His only blip, a 2009 fourth round loss to Robin Soderling, came at a time when he was plagued by the acute knee problems which have often threatened to overwhelm him.
This season, Nadal has, once again, been supreme on clay and arrives in Paris boasting a 16-1 record on the surface.
But the Spaniard is keen to play down talk of a seventh French Open.
"I have much more than I ever dreamed," said Nadal. "I am coming here every year with the motivation to play well. But I am not going to be more motivated because I have six and I can win seven.
"The motivation always is the same -- sometimes you lose; sometimes you win. That's sport and that's the game."
Despite his 31st birthday fast approaching, and with the last of his 16 Grand Slam titles won at the 2010 Australian Open, there is little indication of Federer losing his powers.
The Swiss world number three was the man to benefit when Nadal slumped to his stunning 2009 loss in Paris, taking his first and only French Open title.
This will be his 14th French Open appearance.
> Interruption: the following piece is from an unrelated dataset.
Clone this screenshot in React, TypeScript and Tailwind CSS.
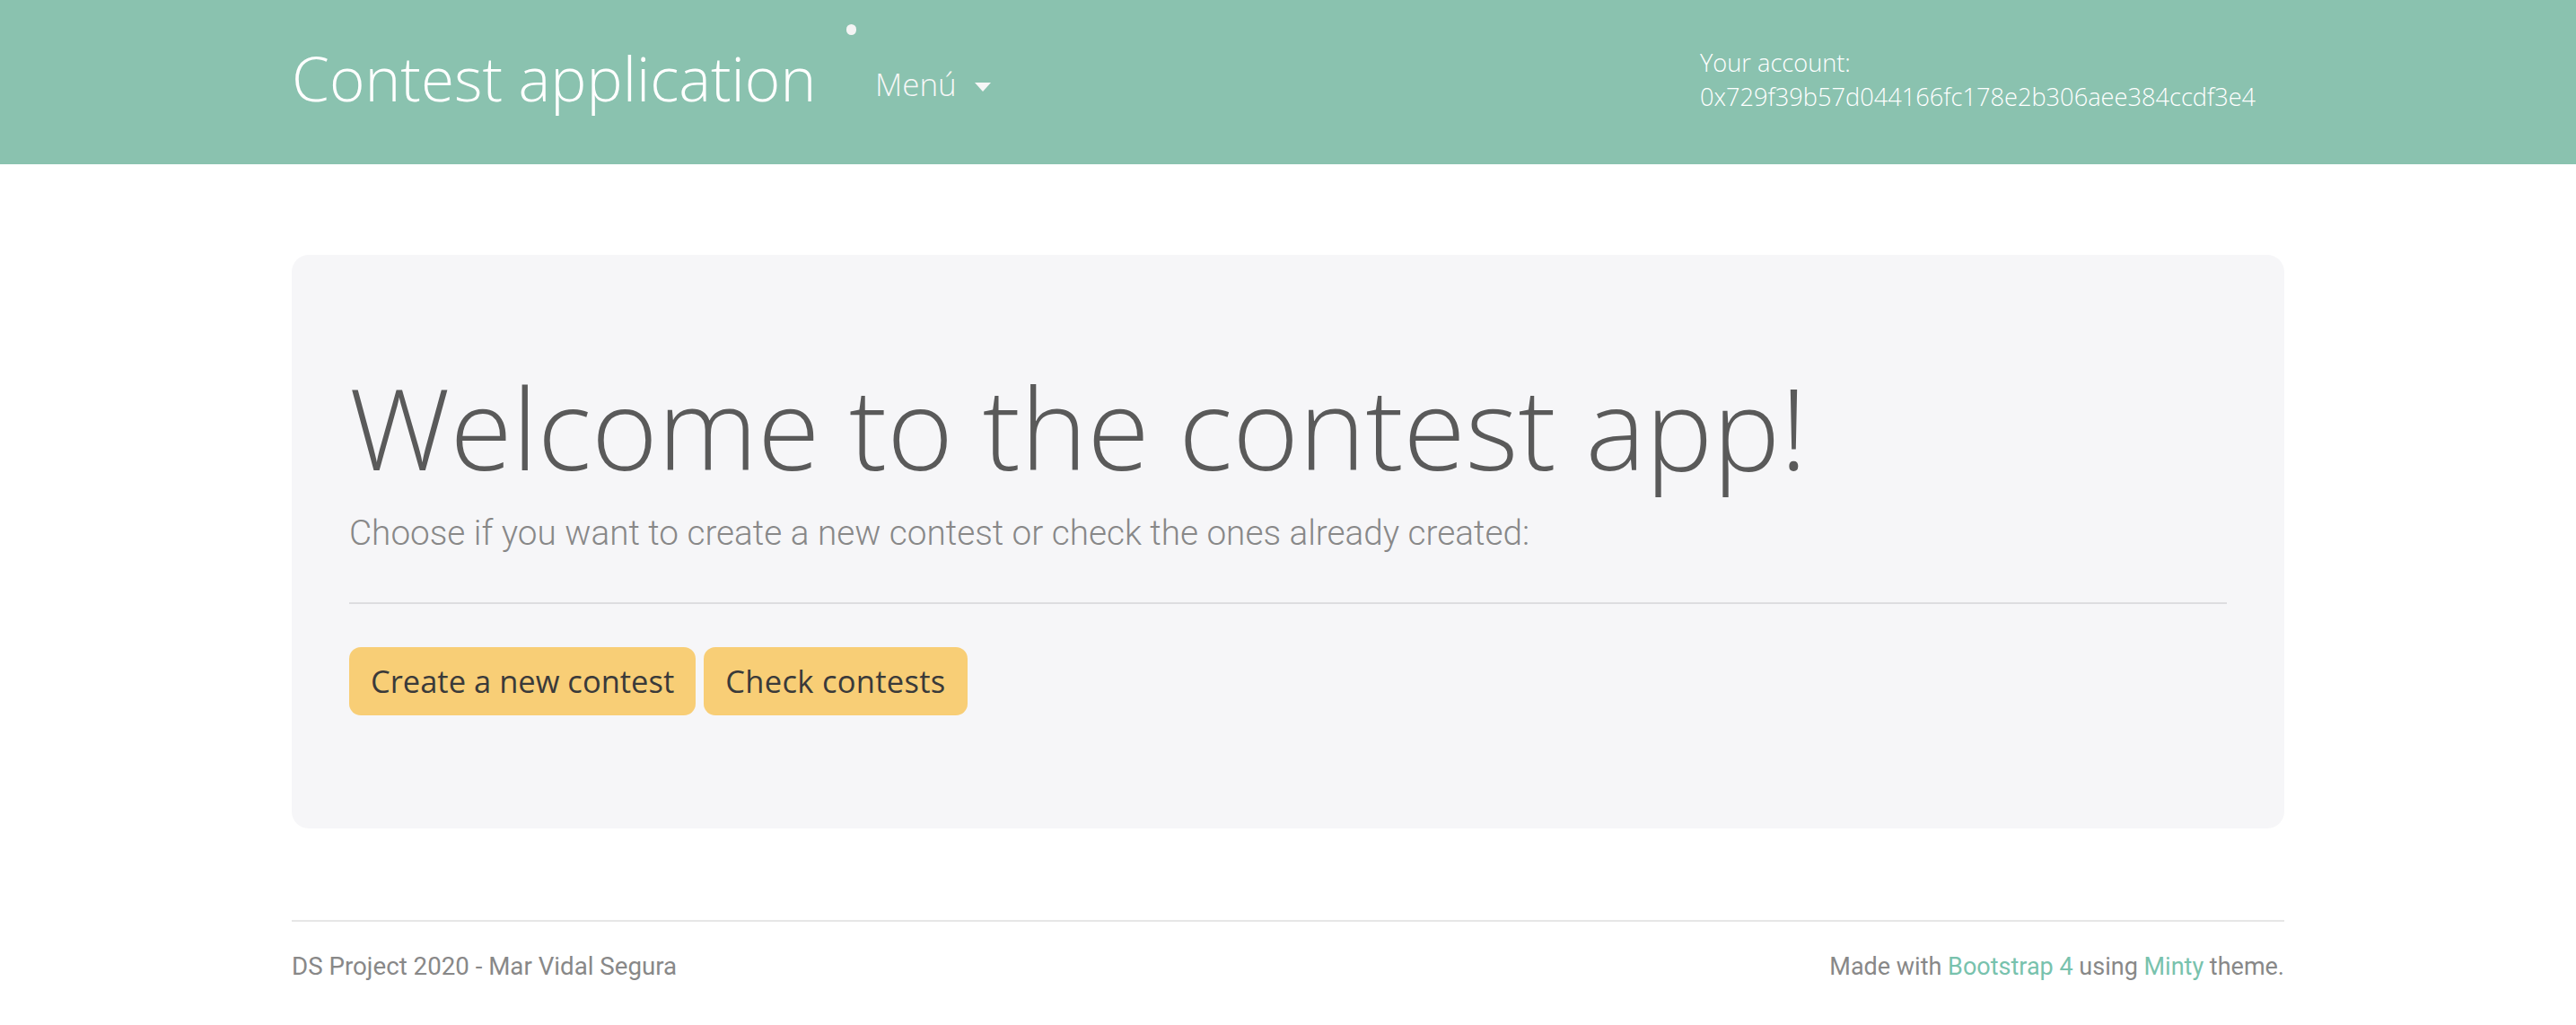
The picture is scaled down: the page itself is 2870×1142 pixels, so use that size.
import React from "react";

const mont = { fontFamily: '"Open Sans", "DejaVu Sans", sans-serif' };

export default function App() {
  return (
    <div className="min-h-screen bg-white">
      <nav className="h-[183px] bg-[#8ac2af] text-white">
        <div className="mx-auto flex h-full w-[2220px] items-center font-['Open_Sans',sans-serif]">
          <div className="relative flex h-full w-[650px] items-center">
            <span className="text-[67.5px] font-light leading-none -mt-[8px]">Contest application</span>
            <span className="absolute left-[618px] top-[27px] h-[12px] w-[11px] rounded-full bg-[#f4f4f4]" />
          </div>
          <div className="flex w-[919px] items-center gap-[20px] pt-[6px] text-[35px] font-light text-[#f7f7f7]">
            <span>Menú</span>
            <span className="mt-[4px] h-0 w-0 border-x-[9px] border-t-[10px] border-x-transparent border-t-[#f7f7f7]" />
          </div>
          <div className="-mt-[5px] flex flex-col text-[27.2px] font-light leading-[38px] text-white">
            <span>Your account:</span>
            <span>0x729f39b57d044166fc178e2b306aee384ccdf3e4</span>
          </div>
        </div>
      </nav>

      <main className="mx-auto w-[2220px]">
        <section className="mt-[101px] rounded-[19px] bg-[#f6f6f8] px-[64px] pb-[126px] pt-[116px]">
          <h1 style={mont} className="text-[126px] font-light leading-[1.2] text-[#5a5a5a]">
            Welcome to the contest app!
          </h1>
          <p className="mt-[14px] font-['Roboto',sans-serif] text-[38.7px] font-light leading-[1.5] text-[#888888]">
            Choose if you want to create a new contest or check the ones already created:
          </p>
          <hr className="my-[48px] border-0 border-t-2 border-[#dddde0]" />
          <div className="flex gap-[9px] font-['Open_Sans',sans-serif]">
            <button className="h-[76px] rounded-[13px] bg-[#f8ce76] px-[24px] text-[34.5px] text-[#3a3a3a]">
              Create a new contest
            </button>
            <button className="h-[76px] rounded-[13px] bg-[#f8ce76] px-[24px] text-[34.5px] tracking-[0.3px] text-[#3a3a3a]">
              Check contests
            </button>
          </div>
        </section>

        <footer className="mt-[102px] border-t-2 border-[#e6e6e6] pb-[40px] pt-[29px] font-['Roboto',sans-serif] text-[#888888]">
          <div className="flex items-center justify-between">
            <span className="text-[27.7px]">DS Project 2020 - Mar Vidal Segura</span>
            <span className="text-[27px]">
              Made with <span className="text-[#78c2ad]">Bootstrap 4</span> using{" "}
              <span className="text-[#78c2ad]">Minty</span> theme.
            </span>
          </div>
        </footer>
      </main>
    </div>
  );
}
After making his debut in 1999, it took until 2006 for him to reach his first final -- the first of three successive title match defeats to Nadal.
After ending Djokovic's winning run in the semi-finals last year, he fell to a fourth final loss to his great Spanish rival.
The Swiss took the Madrid blue-clay court title -- one of four trophies this year -- and cruised through the Rome Masters until he ran into Djokovic in the semi-finals.
And Federer believes Djokovic will be thwarted in his attempt to make history.
"Rafa is the favourite for me," said Federer. "He's playing for his seventh title, so no discussion. We're crazy to even talk about this. Some people might say he's not the favourite, but to me he's the favourite."
World number four Andy Murray heads into the French Open, where he lost to Nadal in last year's semi-final, with question marks over his fitness after he revealed that he has been carrying a back injury since December.
His claycourt season has reflected his physical frailities -- quarter-final exits in Monte Carlo and Barcelona followed by a third round loss in Rome.